**Task brief**:
Quote, line for line, the entries from the first through the one containing "const tabs = ['دلالي', 'شرطي', 'الشرط', 'آخر'];". Pictures are left out.

**Stored data**:
━━━━━━━━━━━━━━━━

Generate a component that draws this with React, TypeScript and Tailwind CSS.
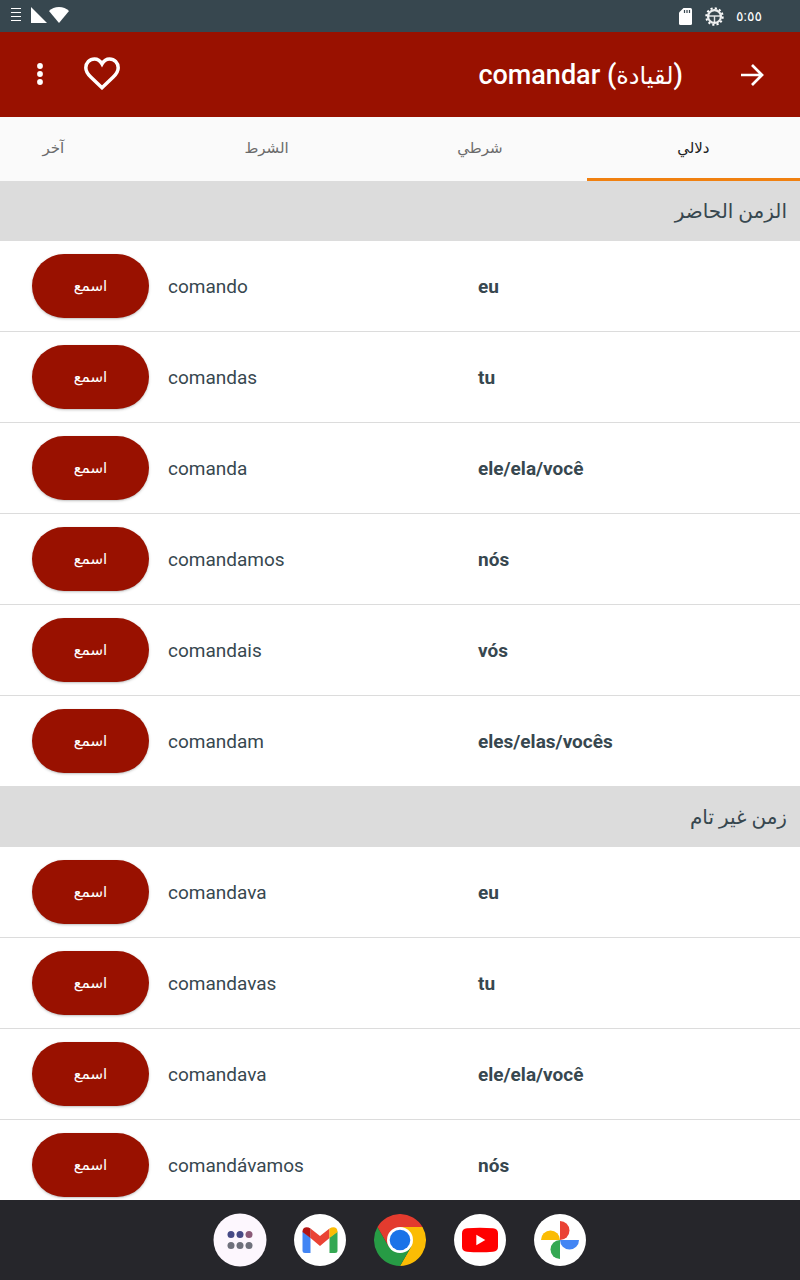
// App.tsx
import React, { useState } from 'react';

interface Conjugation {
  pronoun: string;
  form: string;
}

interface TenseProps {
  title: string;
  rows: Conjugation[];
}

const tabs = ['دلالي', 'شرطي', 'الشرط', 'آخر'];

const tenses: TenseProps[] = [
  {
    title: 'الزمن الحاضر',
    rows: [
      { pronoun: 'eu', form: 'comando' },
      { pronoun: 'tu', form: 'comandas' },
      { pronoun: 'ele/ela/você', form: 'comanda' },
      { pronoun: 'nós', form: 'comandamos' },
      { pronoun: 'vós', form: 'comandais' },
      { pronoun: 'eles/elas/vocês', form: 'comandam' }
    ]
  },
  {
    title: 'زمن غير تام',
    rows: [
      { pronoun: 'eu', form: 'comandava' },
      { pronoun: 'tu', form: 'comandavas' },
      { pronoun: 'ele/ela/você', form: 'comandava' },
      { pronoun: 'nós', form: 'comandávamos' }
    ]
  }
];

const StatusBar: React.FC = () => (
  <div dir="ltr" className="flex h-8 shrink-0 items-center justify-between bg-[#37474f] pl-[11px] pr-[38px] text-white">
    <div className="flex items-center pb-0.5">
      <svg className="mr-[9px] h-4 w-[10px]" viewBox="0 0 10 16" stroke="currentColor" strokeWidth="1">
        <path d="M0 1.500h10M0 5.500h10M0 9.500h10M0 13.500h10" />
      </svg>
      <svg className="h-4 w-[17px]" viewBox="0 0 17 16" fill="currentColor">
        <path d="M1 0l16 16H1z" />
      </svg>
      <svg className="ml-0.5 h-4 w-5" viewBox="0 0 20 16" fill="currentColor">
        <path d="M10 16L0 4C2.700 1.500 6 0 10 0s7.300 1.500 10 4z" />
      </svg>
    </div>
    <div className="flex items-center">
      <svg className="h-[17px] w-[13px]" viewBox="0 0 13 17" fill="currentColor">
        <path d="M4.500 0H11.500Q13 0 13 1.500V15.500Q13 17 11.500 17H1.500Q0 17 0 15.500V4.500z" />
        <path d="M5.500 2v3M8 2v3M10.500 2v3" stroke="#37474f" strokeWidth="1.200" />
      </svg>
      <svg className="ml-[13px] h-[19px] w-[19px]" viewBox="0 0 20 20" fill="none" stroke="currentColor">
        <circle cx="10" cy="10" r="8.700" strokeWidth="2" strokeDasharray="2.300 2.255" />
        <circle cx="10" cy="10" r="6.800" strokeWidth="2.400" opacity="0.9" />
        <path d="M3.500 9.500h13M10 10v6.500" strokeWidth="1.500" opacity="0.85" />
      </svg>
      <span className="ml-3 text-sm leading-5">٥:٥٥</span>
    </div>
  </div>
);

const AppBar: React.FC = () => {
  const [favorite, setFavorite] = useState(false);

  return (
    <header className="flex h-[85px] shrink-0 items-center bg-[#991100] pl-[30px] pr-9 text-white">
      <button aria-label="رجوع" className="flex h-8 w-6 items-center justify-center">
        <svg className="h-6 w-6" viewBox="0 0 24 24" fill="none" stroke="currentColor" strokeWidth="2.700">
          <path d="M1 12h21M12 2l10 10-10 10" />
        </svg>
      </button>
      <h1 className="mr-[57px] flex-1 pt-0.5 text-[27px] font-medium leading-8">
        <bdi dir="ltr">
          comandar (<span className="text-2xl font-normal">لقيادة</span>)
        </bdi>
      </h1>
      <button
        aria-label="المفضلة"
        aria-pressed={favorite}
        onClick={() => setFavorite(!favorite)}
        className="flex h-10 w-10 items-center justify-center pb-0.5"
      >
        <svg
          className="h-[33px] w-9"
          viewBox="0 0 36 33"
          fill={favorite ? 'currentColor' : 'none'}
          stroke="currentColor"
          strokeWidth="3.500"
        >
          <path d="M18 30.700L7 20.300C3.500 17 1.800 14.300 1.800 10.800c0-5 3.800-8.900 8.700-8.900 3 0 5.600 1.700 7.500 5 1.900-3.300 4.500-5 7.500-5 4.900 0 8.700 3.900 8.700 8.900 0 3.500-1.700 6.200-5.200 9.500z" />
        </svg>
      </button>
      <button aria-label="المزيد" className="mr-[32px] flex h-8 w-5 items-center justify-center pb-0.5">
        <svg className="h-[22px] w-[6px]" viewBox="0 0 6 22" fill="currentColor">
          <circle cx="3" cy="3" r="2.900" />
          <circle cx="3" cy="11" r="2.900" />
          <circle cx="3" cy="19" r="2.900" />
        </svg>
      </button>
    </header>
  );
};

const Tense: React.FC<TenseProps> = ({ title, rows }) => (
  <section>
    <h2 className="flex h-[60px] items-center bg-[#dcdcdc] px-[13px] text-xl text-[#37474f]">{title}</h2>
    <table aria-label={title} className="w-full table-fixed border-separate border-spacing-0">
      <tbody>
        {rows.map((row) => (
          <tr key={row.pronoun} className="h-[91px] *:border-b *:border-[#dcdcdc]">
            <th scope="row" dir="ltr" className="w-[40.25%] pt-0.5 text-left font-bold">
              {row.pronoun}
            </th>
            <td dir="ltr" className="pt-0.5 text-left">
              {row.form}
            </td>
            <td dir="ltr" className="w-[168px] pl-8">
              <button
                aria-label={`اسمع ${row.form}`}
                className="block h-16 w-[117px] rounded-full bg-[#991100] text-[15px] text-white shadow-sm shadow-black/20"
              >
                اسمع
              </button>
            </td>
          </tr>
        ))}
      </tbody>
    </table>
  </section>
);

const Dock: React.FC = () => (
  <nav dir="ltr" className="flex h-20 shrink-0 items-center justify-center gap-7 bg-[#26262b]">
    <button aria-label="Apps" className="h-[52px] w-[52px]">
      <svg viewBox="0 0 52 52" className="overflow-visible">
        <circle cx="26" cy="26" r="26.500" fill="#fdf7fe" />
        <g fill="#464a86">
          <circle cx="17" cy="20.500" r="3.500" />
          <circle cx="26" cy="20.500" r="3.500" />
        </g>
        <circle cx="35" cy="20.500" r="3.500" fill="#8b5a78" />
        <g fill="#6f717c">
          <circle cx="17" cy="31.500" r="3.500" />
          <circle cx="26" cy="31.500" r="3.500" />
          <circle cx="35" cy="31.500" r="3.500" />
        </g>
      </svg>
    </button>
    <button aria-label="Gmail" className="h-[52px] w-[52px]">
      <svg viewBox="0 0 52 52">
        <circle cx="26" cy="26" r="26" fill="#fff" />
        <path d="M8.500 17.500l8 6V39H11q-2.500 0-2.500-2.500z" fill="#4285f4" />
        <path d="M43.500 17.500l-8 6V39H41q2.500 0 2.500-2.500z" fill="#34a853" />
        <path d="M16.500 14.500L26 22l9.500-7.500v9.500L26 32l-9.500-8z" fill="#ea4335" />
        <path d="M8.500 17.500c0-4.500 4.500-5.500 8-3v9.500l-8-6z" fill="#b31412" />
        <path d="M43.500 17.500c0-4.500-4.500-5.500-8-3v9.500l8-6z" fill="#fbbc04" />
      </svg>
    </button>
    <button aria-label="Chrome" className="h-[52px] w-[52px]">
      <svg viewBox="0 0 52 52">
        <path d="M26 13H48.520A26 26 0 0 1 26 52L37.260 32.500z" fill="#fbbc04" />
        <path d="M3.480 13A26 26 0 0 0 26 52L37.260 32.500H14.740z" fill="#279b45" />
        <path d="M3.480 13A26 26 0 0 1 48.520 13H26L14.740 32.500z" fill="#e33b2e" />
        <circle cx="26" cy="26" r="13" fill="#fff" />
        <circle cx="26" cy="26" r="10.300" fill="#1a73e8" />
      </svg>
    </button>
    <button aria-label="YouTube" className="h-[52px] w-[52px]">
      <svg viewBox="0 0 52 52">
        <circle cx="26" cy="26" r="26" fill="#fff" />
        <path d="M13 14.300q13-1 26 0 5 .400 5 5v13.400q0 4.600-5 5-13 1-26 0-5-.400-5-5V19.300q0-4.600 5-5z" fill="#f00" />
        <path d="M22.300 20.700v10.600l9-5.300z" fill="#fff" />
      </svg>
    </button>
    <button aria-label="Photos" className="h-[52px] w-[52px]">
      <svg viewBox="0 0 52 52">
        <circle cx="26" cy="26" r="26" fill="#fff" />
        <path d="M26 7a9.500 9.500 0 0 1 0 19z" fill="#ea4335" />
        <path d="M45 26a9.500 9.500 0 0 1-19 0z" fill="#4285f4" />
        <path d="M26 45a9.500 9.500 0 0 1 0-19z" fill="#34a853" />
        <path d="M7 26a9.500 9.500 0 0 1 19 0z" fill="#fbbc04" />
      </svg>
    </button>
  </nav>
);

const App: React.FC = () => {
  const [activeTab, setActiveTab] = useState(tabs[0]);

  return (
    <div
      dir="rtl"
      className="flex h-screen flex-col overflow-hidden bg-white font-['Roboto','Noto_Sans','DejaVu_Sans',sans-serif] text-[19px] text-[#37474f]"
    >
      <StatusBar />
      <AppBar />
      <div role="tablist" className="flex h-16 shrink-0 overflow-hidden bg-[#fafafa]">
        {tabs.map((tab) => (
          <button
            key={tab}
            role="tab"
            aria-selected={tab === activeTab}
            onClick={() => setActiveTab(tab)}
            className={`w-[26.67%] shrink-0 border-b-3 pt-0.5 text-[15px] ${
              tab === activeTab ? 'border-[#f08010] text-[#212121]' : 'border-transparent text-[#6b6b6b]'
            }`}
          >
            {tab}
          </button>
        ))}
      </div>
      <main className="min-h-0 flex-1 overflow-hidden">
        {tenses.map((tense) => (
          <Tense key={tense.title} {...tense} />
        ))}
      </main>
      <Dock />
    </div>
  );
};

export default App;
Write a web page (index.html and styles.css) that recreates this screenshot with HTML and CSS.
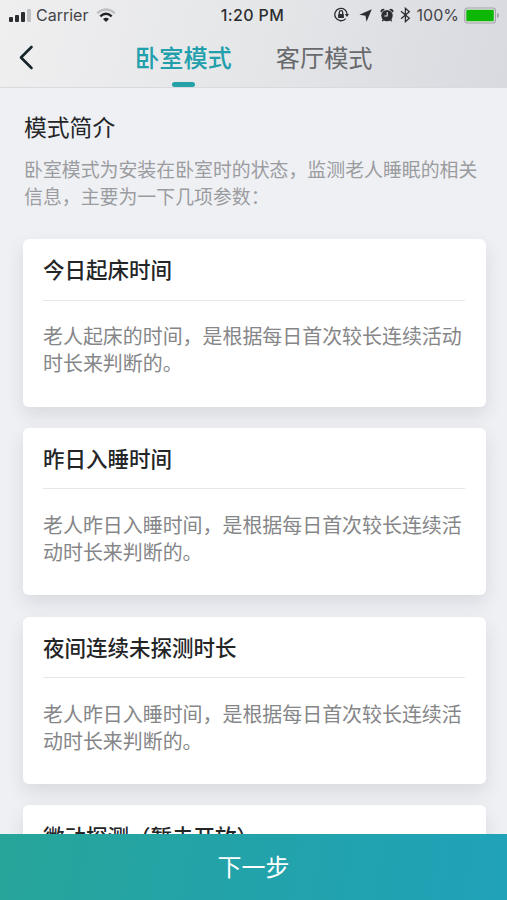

━━━━━━━━━━━━━━━━

**The completed task**:
Generate a component that draws this with React, TypeScript and Tailwind CSS.
// App.tsx
import React, { useState } from 'react';

interface Conjugation {
  pronoun: string;
  form: string;
}

interface TenseProps {
  title: string;
  rows: Conjugation[];
}

const tabs = ['دلالي', 'شرطي', 'الشرط', 'آخر'];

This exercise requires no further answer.